Like many others around here, I rang up my Doctors surgery to get a routine appointment last week. The receptionist told me I was unable to pre-book an appointment for another 2 weeks. If I wanted to see a GP any sooner I would have to call at 8am every weekday morning in an attempt to get one of the appointments available that same day.
It took me a week to actually get an appointment as inevitably by the time I was connected I was met with the same message ‘Sorry all appointments have gone for today, you’ll need to call back in the morning’.
Although the government have recently made money available for a pilot scheme of extended GP opening hours, the Kirklees area was unfortunately not one of the chosen locations to receive any funding, so for the thousands of people trying to get a doctor’s appointment here the situation continues to get worse.
It is therefore little surprise that many people continue to attend A&E inappropriately, with conditions and ailments that should really be seen within a Primary Care setting.
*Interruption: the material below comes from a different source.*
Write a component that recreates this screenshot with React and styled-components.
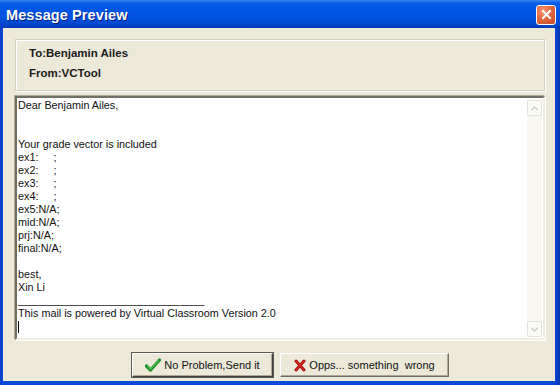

This perhaps goes some way to explaining why the Mid Yorkshire Hospitals trust is struggling to see and treat patients within the target 4 hour period. Official data provided by NHS England reveals that in the last 4 weeks a staggering 514 patients had to wait over 4 hours to be treated within A&E with a further 156 patients waiting between 4 and 12 hours on a trolley for a bed to become available.
I met the Clinical Commissioning Group (CCG) last week to tell them how concerned I was at the proposals to downgrade Dewsbury Hospital. Unfortunately they were unable to give me any reassurances around some of the patient safety issues I raised. I advised them that I was pleased that more outpatient services would be available at Dewsbury Hospital but this should not and must not be at the expense of fundamental, critical services such as a comprehensive A and E service and an obstetric led maternity unit. The CCG told me that they had already started to implement some of their Care Closer to Home programme, which will enable more patients to be treated out of the hospital environment. It is therefore alarming that with these measures being introduced A&E waiting times are continuing to rise.
Removing 200 beds at a time when patients have to wait on a trolley is absolute nonsense. The safety of thousands of people across Dewsbury, Mirfield and the whole district is at stake and I strongly believe that the proposal to downgrade Dewsbury Hospital should be halted immediately.
David Cameron promised that ‘people should be able to see their GP 24/7’ but with statistics showing that the proportion of patients getting a GP appointment within 48 hours has fallen from 80% to 40%, a quarter of patients unable to see their GP in a week and 25% of Walk-In centres closing since 2010 I was pleased to see Ed Milliband putting the health service at the centre of Labour’s campaign over the next year and vowing that a Labour Government will guarantee all patients a GP appointment within 48 hours, or on the same day if they need to be seen quickly. A Labour Government would achieve this by investing an extra £100 million into local GP surgeries – money we would save by repealing David Cameron’s market framework for the NHS and cutting down on the bureaucracy associated with it.
Studies reveal that facilitating easier access to GP appointments will reduce A&E admissions by as much as 159,000 a year saving the NHS £375 million.
With people living longer, complex medical needs and advances in medical technology we need a long term sustainable plan for our NHS and I am proud that Labour will restore the fundamental values of the NHS thus ending the current Government’s dogmatic obsession with privatisation, competition and free-marketeering.
In the meantime, the fight goes on to save Dewsbury Hospital and I will be fighting every step of the way to get the best deal for the residents of this district.